Turn your thoughts now to the consideration of your life, your life as a child, as a youth, your manhood, your old age, for in these also every change was a death.
Is this anything to fear? Turn your thoughts now to your life under your grandfather, then to your life under your mother, then to your life under your father; and as you find many other differences and changes and terminations, ask yourself, is this anything to fear?
In like manner, then, neither is the termination and cessation and change of your whole life a thing to be afraid of.
—Marcus Aurelius, Meditations, Book 9.21 (tr Long)
People have all sorts of ways of showing you that that they no longer care. I have found that simply ignoring a person is the most common, the easiest solution for dealing with someone who is now undesirable or inconvenient; we think that if we look away, it must never have happened.
But the most interesting brush-off I ever received came from someone I thought would never let me down. She fixed her eyes on me quite seriously, and carefully described how she had seen an old man on the subway the previous day.
“He looked just like I know you’ll be one of these days.” Her expression was one of complete horror and disgust.
I didn’t know it at the time, but in hindsight I understood that this was her odd way of telling me that I was no longer interesting to her. The thought of an old version of me, perhaps sick, weak, or broken, was deeply unattractive.
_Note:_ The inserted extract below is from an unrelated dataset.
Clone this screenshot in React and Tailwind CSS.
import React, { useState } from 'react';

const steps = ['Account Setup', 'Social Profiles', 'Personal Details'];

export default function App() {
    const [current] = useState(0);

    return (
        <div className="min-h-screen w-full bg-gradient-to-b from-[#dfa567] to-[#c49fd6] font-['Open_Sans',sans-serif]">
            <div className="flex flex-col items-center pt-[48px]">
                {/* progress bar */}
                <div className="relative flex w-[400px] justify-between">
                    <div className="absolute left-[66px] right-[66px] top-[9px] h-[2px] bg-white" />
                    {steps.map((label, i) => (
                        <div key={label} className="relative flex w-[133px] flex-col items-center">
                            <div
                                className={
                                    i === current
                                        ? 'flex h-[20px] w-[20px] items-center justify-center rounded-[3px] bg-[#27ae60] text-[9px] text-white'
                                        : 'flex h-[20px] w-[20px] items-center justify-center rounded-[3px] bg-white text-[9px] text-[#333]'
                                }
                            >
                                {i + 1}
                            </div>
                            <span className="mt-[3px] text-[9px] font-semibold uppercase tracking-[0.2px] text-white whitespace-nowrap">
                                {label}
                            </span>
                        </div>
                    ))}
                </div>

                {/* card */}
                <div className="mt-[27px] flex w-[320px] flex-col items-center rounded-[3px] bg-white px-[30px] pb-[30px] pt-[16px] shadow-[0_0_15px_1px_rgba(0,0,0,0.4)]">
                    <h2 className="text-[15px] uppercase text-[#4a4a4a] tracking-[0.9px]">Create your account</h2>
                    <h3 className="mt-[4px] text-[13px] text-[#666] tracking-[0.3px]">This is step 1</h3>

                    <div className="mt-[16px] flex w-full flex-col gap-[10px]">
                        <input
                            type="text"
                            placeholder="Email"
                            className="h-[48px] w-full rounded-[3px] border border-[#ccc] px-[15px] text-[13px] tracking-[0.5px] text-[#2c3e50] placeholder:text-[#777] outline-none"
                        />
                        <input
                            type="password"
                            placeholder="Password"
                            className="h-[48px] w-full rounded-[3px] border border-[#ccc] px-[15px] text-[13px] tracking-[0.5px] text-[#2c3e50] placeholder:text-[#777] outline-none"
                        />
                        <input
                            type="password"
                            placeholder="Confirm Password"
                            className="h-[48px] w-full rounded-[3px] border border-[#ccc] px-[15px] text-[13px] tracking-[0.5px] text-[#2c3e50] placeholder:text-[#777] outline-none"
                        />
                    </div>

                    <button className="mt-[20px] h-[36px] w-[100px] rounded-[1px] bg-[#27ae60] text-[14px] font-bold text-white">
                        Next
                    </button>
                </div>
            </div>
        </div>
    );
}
As much as we might vehemently deny it, aging troubles us to the core. Perhaps we cringe at it in others because we know with such certainty that it will come to us as well. So we worship youth, thinking it expresses everything about vitality, and we turn away from old age, shunning it at as a sign of failure.
What we are forgetting is that every passing moment, at any time, is already an ending, a little death. The very fact that this sounds disturbing reveals our deeply rooted fear of transition. If it isn’t permanent, it must be no good. But every act of living is also an act of dying, of changing from one state into another.
The fact that nothing remains constant isn’t just a part of the process, it is the very definition of a process, a continual unfolding of action. This is as true of every part of Nature as it is of the whole of Nature, and it is as true at the beginning of our lives, or in the middle, as it is at the end, in that each and every change is itself a beginning, middle, and an end.
Why will we fear our deathbeds, but not a graduation from school, or a wedding, or the birth of a child? They are really no different at all. Why smile at one passage but cry at another?
Youth and growth are hardly evils, and neither are death and aging. They are necessary aspects of living. We can hardly love one of these and not the other.